— Begin —

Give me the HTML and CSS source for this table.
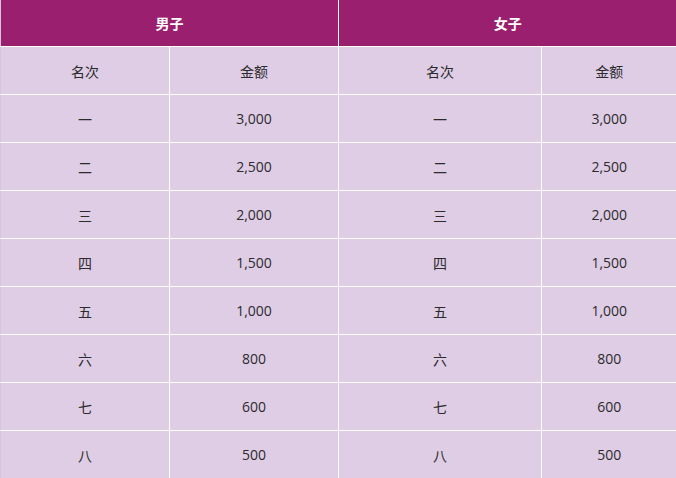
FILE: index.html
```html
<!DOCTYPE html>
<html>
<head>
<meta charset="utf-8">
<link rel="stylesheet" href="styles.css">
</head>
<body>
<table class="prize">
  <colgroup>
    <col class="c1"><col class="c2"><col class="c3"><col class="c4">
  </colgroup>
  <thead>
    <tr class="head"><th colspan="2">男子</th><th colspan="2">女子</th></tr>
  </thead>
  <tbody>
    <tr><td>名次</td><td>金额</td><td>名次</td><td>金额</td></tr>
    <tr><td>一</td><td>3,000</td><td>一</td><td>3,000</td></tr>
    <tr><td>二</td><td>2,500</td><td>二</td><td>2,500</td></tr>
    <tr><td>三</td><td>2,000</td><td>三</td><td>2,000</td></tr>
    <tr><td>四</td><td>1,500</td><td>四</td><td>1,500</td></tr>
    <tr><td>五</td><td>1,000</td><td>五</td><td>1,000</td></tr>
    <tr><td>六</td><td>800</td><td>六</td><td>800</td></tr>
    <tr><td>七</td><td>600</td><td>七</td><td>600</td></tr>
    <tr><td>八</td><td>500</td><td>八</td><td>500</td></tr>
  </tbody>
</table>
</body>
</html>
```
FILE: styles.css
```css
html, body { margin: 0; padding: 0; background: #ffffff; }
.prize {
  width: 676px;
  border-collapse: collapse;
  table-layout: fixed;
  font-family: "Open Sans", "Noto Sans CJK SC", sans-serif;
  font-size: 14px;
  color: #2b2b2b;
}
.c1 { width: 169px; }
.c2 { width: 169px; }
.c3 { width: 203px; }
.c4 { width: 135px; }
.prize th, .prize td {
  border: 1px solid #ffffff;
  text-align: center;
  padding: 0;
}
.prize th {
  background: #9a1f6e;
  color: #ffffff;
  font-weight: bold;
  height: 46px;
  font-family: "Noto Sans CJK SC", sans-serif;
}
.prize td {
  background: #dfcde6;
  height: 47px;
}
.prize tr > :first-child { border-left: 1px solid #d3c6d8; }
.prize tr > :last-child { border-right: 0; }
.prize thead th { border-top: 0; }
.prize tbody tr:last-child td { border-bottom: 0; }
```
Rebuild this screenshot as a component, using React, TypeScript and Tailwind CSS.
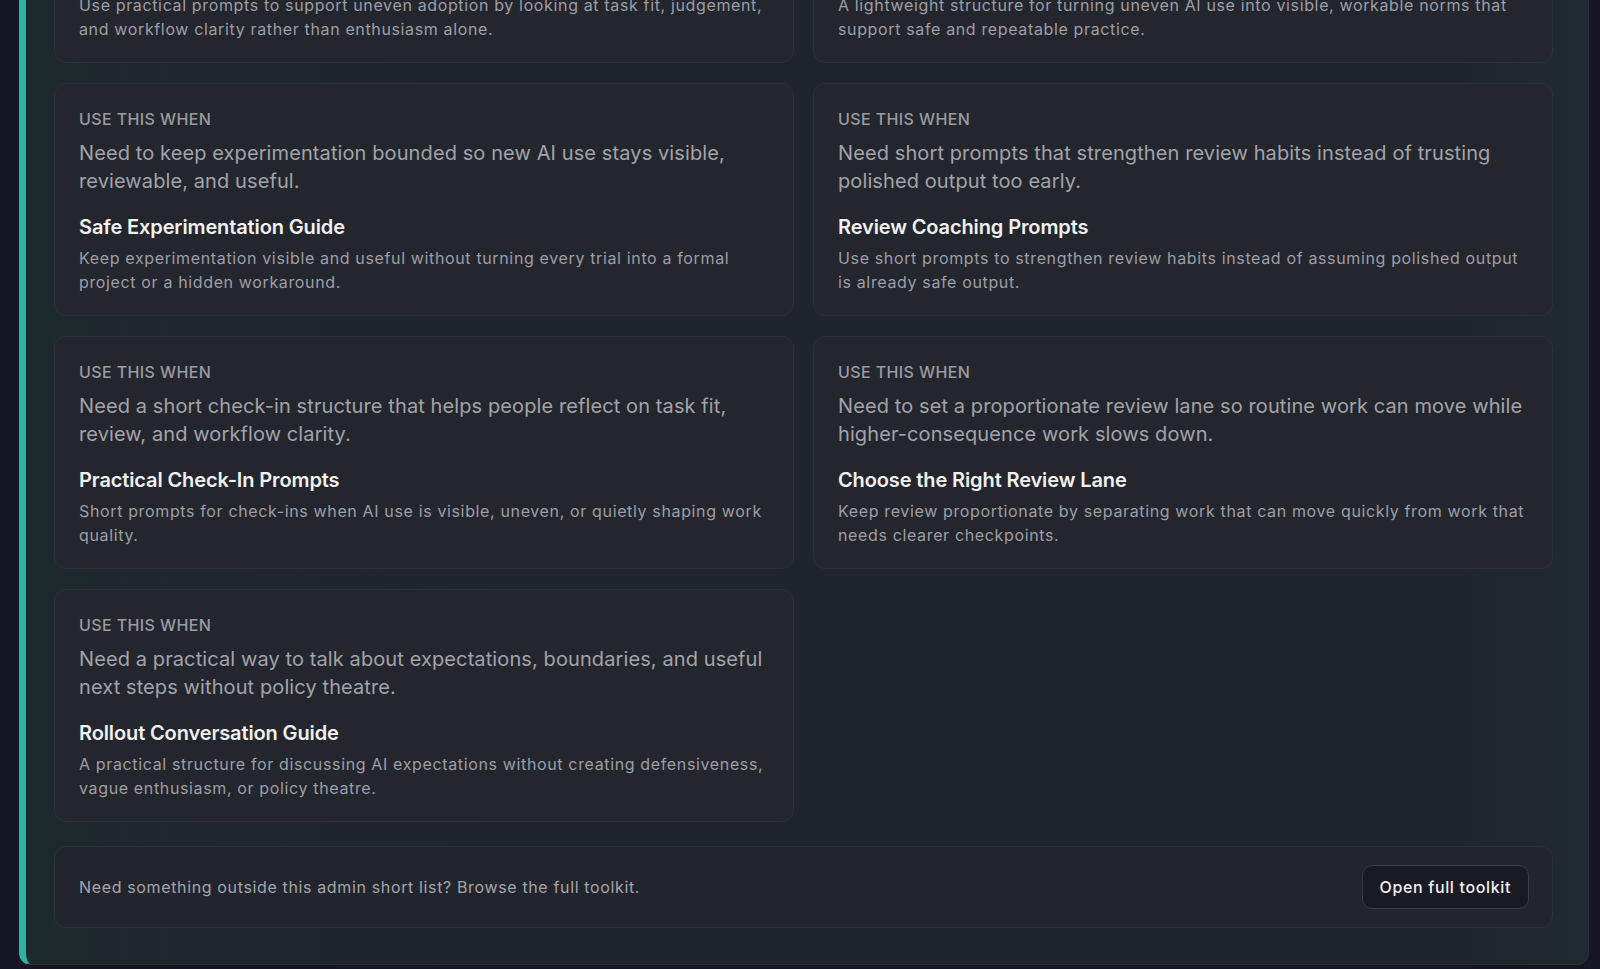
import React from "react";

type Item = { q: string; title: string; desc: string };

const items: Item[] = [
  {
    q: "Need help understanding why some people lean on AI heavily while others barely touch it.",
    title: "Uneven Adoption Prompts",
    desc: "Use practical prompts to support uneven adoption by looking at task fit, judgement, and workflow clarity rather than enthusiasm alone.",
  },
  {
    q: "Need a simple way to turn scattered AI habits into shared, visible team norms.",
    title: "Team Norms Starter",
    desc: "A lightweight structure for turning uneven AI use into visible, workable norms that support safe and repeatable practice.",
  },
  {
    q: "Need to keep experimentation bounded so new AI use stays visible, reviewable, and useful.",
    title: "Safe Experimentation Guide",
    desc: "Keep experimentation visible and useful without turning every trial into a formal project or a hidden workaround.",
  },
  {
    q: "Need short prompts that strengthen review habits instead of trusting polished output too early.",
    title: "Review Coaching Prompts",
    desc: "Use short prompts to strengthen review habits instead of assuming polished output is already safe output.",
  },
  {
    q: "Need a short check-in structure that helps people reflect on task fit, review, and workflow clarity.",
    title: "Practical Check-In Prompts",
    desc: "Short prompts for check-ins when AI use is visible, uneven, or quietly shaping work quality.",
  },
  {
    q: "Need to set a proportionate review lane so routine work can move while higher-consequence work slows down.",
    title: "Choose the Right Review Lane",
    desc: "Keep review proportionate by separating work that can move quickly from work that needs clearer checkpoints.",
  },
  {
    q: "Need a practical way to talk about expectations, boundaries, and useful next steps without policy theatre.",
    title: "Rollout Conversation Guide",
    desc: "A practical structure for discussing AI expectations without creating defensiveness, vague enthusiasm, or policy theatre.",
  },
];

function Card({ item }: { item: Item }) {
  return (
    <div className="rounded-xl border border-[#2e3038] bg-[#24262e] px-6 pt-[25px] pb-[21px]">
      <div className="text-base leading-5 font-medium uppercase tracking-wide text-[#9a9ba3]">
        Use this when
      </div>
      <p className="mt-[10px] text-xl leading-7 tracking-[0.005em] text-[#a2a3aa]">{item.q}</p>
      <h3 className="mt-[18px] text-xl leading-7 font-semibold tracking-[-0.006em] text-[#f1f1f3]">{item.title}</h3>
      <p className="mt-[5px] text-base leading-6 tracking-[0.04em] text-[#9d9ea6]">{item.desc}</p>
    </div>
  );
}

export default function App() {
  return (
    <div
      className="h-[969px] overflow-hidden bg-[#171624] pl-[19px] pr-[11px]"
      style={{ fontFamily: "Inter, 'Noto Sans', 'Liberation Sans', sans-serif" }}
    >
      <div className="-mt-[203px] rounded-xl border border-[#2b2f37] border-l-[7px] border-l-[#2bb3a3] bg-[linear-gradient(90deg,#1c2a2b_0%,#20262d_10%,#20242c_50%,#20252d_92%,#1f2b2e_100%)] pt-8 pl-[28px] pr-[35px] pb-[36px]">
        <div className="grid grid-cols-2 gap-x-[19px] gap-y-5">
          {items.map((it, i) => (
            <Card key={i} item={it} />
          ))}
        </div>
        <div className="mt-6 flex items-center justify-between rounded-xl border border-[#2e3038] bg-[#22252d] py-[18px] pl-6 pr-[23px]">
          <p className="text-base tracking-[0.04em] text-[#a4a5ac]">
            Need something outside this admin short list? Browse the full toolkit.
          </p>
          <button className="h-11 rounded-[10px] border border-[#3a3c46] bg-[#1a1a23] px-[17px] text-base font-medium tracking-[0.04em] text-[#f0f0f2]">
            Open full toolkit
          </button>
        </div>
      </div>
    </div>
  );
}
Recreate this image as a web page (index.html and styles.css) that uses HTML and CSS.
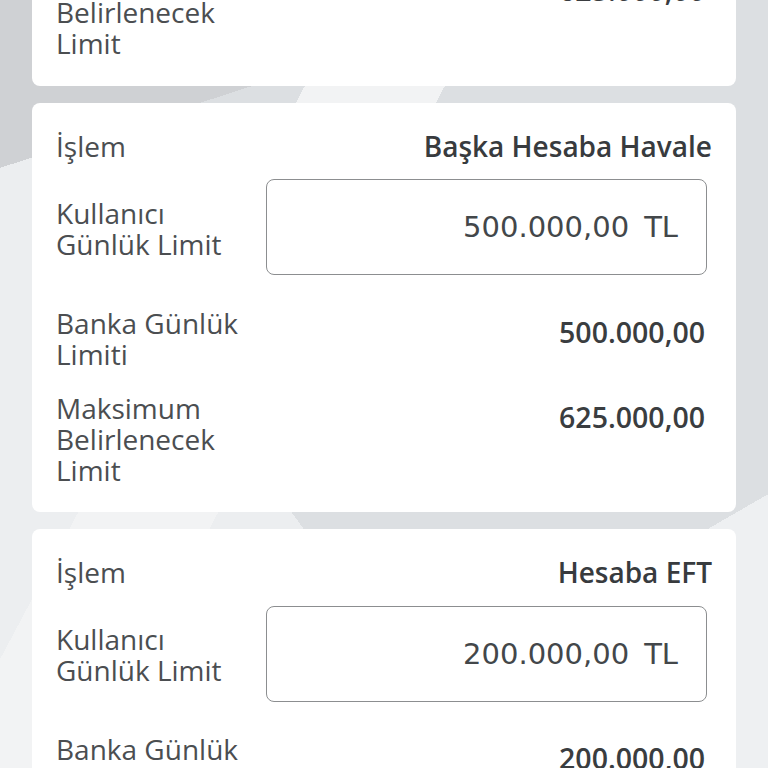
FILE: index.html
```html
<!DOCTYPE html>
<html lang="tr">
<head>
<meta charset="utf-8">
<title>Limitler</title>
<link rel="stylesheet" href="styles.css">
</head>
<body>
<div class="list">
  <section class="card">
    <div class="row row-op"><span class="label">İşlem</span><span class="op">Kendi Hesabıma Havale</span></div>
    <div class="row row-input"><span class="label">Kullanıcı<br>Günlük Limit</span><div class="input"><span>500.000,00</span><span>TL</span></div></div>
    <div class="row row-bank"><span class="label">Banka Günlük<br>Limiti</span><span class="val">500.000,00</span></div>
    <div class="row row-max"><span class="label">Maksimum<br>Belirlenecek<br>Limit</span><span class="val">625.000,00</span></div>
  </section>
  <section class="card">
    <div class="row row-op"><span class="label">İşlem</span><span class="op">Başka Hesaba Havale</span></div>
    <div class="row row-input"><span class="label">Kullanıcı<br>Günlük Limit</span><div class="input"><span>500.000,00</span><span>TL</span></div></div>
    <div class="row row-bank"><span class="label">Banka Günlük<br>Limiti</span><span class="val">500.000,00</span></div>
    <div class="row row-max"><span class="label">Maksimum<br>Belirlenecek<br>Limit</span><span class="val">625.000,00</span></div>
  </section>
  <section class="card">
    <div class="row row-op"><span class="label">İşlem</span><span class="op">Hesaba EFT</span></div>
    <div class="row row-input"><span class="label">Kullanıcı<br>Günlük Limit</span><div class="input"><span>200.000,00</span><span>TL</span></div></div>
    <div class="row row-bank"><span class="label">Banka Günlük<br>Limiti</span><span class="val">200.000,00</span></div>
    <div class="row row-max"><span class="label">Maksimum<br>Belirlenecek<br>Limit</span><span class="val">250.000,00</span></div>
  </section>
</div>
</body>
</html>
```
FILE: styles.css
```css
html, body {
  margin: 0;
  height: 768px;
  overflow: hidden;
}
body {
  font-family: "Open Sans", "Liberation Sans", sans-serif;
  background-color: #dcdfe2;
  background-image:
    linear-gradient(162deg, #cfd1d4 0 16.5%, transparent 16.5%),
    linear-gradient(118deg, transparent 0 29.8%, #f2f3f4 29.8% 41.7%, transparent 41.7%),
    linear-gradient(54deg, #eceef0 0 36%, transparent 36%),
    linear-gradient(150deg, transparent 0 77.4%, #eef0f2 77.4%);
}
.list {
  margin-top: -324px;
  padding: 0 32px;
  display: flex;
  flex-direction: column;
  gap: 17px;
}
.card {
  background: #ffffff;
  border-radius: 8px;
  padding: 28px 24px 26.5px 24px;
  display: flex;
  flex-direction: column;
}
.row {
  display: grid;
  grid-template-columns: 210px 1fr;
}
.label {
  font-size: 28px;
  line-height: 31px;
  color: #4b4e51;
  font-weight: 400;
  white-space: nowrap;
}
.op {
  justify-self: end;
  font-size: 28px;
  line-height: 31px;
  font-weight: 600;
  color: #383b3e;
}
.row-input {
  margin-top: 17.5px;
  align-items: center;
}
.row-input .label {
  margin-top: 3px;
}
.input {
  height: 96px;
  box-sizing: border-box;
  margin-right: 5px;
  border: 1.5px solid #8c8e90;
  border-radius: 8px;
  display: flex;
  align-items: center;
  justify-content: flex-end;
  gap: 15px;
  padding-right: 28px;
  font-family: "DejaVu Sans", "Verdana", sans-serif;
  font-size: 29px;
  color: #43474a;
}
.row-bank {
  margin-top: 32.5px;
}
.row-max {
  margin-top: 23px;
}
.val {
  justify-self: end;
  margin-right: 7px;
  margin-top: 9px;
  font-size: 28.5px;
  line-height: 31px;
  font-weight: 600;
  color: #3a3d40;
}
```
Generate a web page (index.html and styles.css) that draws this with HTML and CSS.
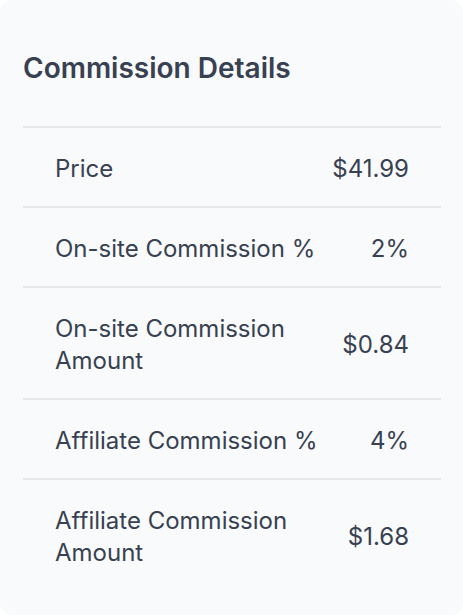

— End —

EXERCISE ->
Find all lines holding the string "React" and copy them.

OUTPUT OF THE EXERCISE ->
Rebuild this screenshot as a component, using React, TypeScript and Tailwind CSS.
import React from "react";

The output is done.